#### TASK INSTRUCTIONS
The required output is a single number: how many lines of the material contain the string "that".

Pages as source code:
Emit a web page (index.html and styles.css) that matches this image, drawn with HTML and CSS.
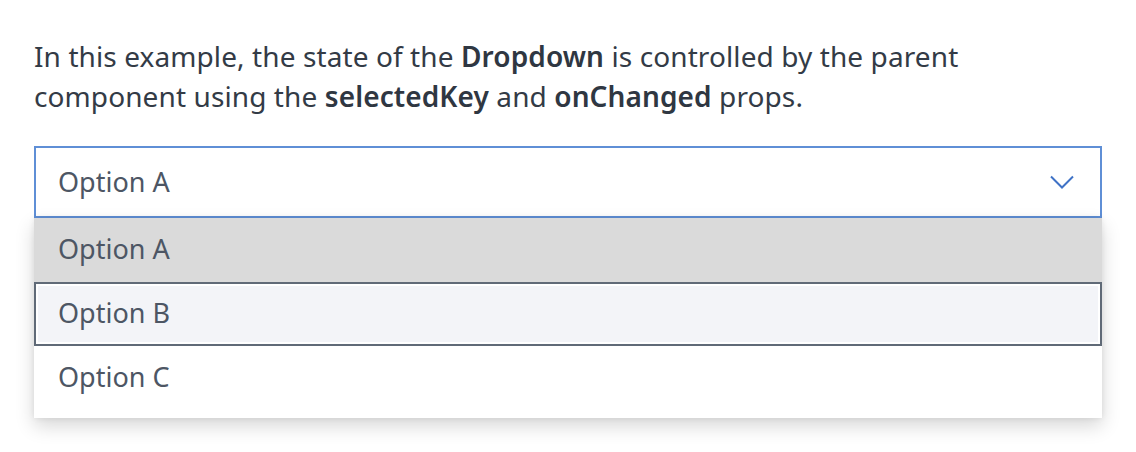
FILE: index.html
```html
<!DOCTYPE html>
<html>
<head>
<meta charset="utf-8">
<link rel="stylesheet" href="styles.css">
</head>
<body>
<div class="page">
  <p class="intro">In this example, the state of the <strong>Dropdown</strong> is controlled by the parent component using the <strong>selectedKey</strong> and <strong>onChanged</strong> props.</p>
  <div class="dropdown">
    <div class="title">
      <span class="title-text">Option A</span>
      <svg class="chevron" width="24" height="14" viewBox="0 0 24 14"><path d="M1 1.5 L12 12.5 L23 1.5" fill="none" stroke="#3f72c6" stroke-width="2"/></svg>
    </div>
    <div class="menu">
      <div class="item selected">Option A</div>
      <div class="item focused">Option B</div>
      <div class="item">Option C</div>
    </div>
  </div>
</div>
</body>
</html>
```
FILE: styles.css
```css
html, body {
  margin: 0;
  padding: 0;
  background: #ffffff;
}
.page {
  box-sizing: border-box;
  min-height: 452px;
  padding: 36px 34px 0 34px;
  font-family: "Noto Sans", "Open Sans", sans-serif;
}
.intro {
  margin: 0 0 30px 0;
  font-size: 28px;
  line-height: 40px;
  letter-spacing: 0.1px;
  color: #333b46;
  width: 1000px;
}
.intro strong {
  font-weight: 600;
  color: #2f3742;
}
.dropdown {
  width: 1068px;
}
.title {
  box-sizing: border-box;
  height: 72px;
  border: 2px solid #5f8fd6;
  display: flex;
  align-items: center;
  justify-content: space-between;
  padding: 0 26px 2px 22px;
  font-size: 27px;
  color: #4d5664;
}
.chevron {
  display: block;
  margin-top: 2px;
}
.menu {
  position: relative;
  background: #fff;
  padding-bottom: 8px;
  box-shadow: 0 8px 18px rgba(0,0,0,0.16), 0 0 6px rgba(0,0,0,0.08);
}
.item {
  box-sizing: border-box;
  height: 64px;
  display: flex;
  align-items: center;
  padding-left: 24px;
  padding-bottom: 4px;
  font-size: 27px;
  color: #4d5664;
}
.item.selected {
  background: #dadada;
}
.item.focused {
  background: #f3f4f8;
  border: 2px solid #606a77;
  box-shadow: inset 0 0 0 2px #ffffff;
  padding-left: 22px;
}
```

--

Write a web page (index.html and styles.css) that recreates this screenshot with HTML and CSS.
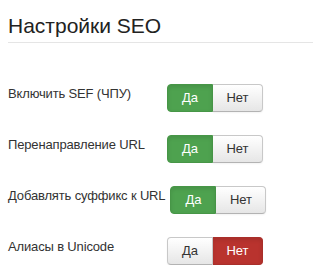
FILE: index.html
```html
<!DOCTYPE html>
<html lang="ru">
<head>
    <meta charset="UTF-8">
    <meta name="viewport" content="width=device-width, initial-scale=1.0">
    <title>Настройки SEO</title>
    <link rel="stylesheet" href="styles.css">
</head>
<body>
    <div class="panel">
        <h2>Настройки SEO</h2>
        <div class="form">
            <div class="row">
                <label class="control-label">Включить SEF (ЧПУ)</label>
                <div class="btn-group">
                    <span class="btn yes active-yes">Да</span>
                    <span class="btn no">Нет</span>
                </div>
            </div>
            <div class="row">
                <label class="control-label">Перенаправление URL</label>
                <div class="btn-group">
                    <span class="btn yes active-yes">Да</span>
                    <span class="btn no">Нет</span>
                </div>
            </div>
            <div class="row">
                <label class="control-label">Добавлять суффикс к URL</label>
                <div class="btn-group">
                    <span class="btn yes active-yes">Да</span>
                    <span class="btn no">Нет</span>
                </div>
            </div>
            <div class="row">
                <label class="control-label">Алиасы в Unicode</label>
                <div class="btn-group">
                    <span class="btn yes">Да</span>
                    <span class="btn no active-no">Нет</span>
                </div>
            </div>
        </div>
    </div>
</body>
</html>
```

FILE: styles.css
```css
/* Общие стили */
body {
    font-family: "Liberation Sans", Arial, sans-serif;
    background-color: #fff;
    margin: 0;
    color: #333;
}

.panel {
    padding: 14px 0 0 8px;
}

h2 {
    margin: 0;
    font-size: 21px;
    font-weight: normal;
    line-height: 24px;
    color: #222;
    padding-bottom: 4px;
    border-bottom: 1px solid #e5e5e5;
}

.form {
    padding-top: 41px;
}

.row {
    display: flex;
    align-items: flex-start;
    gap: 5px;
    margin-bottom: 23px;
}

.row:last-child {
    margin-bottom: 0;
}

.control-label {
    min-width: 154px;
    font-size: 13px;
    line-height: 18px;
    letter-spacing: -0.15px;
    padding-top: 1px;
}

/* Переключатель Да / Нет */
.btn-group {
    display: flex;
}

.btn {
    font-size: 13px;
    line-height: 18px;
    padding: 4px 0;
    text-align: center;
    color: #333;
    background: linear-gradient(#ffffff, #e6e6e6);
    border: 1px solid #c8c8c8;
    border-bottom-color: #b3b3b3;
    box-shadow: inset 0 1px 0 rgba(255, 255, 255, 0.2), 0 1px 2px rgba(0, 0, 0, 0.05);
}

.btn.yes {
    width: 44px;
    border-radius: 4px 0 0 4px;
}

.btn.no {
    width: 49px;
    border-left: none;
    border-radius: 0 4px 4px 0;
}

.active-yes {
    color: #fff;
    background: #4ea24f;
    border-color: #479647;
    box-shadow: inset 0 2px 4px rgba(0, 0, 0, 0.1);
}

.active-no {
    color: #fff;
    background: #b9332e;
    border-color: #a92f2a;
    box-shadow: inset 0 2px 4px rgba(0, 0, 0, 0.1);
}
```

#### EXERCISE RESPONSE
2